**JOB**
Consider the data that follows and state how many lines contain the string "index", using the number alone.

**EXERCISE MATERIAL**
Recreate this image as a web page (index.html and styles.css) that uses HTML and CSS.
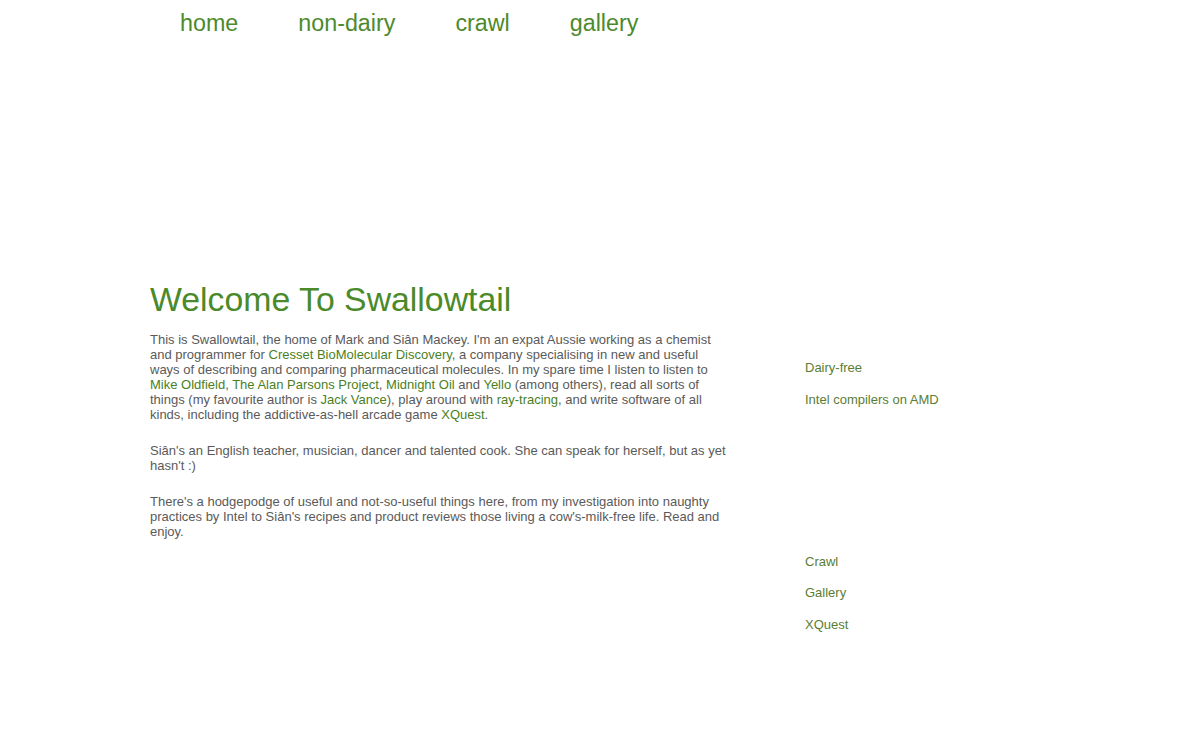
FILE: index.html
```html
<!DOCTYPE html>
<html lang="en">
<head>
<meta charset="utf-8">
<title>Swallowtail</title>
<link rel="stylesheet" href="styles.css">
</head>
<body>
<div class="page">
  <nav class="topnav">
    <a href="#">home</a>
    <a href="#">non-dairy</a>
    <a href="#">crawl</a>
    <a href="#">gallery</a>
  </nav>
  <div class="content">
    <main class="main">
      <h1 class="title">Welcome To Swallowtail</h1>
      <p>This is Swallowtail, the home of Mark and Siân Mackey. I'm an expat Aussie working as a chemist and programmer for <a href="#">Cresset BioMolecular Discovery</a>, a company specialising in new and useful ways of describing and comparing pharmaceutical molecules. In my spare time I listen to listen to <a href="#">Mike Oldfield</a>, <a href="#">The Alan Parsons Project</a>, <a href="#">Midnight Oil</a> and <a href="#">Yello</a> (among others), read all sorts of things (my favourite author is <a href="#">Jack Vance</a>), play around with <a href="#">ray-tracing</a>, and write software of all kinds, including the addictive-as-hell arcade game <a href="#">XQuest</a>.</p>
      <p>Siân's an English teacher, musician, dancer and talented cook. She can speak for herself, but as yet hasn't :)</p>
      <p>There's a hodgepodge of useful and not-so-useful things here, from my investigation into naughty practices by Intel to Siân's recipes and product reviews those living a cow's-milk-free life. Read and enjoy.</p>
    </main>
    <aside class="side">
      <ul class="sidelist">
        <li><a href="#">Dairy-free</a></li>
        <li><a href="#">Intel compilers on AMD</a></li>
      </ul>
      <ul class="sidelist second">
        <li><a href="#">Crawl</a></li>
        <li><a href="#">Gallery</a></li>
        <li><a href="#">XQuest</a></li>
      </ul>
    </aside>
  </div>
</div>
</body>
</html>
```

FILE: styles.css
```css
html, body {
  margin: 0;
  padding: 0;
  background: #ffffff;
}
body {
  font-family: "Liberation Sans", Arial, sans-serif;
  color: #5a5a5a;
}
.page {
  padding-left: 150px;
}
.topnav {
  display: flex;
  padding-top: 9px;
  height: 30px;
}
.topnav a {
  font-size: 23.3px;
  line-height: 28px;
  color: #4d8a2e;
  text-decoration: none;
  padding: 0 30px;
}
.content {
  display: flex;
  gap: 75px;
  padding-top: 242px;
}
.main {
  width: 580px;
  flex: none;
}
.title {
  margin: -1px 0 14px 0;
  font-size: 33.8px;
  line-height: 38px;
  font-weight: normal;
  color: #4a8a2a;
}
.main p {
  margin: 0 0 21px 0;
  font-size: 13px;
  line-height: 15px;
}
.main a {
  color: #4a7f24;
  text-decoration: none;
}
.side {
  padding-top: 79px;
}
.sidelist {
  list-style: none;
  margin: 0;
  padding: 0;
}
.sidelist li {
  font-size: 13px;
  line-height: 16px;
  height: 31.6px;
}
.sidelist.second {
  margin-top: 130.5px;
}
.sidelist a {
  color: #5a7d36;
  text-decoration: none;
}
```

--

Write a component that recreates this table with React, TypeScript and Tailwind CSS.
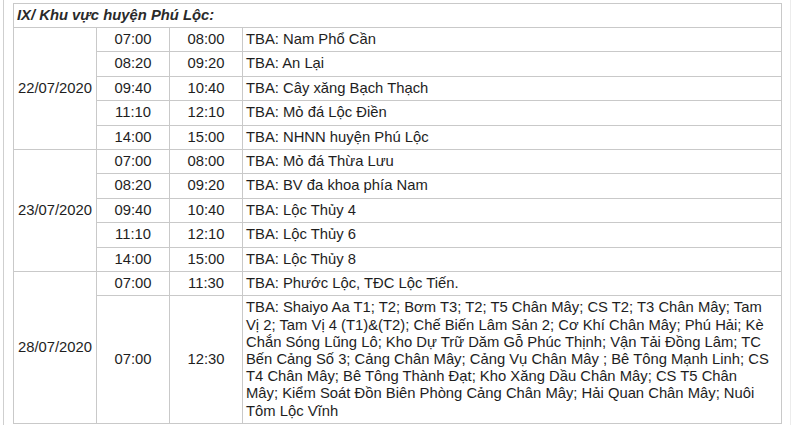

**ANSWER BELOW**
2